- _The exercise_
Lines containing the word "React" should be extracted in full.

- _Rows_
::::
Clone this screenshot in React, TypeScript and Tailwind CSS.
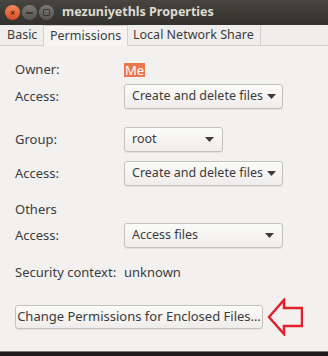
::::
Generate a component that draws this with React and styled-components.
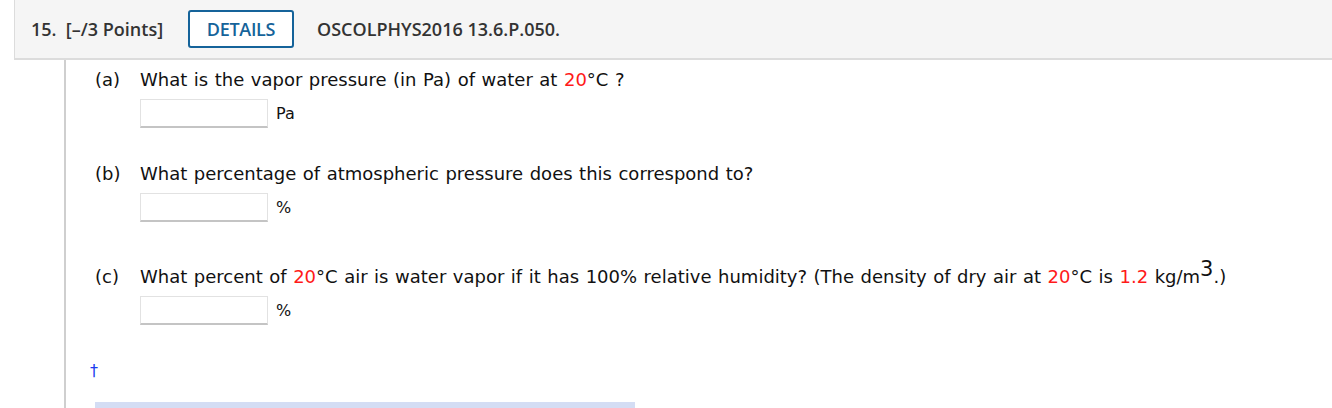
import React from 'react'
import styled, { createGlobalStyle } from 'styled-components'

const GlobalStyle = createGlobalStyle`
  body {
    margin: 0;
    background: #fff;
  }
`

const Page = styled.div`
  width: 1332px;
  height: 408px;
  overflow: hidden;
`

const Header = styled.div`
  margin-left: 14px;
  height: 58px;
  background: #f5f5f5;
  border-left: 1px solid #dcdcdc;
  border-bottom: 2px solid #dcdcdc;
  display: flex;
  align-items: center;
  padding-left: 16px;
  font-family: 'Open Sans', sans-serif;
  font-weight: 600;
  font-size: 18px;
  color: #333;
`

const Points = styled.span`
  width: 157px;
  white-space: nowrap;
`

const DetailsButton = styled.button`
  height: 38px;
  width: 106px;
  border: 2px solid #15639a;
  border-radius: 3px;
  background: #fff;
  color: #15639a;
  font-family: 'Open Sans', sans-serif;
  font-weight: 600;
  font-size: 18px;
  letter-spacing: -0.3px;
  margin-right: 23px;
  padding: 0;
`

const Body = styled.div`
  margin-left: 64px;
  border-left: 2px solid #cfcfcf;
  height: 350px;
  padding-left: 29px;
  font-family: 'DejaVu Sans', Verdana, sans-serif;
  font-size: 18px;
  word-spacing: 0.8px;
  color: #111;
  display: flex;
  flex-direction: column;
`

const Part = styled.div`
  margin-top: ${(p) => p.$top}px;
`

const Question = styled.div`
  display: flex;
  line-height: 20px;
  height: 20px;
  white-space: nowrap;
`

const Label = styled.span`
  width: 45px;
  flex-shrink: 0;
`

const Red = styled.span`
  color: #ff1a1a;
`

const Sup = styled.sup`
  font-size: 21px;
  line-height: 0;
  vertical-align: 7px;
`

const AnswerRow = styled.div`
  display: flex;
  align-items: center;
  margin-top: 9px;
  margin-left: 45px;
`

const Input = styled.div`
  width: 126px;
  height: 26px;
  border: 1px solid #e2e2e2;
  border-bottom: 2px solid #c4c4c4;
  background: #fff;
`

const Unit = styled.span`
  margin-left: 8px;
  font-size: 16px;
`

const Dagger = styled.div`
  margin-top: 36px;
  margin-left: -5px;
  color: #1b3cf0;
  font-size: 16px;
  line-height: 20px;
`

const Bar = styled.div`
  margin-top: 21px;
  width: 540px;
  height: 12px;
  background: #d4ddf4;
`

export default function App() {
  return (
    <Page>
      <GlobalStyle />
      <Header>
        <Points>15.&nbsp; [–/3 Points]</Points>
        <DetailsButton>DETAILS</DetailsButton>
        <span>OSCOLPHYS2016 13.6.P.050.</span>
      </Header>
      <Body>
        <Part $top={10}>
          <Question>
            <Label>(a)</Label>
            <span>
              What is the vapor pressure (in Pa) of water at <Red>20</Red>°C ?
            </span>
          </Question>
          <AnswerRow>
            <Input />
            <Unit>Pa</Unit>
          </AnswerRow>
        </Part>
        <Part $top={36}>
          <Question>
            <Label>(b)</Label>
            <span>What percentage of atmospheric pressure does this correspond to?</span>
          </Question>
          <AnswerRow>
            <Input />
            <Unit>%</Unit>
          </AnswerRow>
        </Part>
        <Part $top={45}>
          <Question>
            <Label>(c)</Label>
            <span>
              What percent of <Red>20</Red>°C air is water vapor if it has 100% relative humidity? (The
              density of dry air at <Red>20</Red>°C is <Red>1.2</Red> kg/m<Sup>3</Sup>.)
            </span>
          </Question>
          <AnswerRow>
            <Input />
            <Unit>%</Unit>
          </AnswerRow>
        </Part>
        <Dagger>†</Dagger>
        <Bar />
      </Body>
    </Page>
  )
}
::::
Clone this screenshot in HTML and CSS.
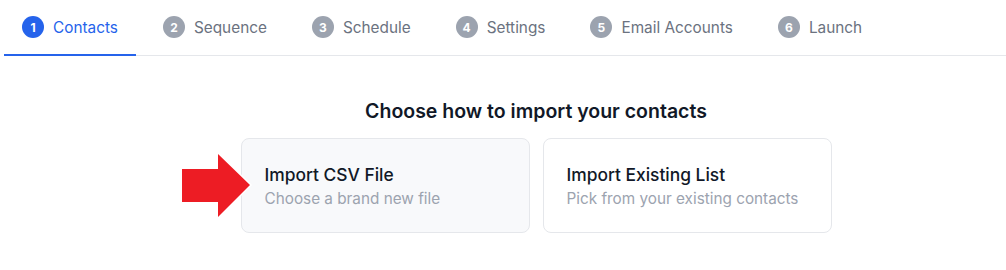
::::
- _Exercise result_
Clone this screenshot in React, TypeScript and Tailwind CSS.
Generate a component that draws this with React and styled-components.
import React from 'react'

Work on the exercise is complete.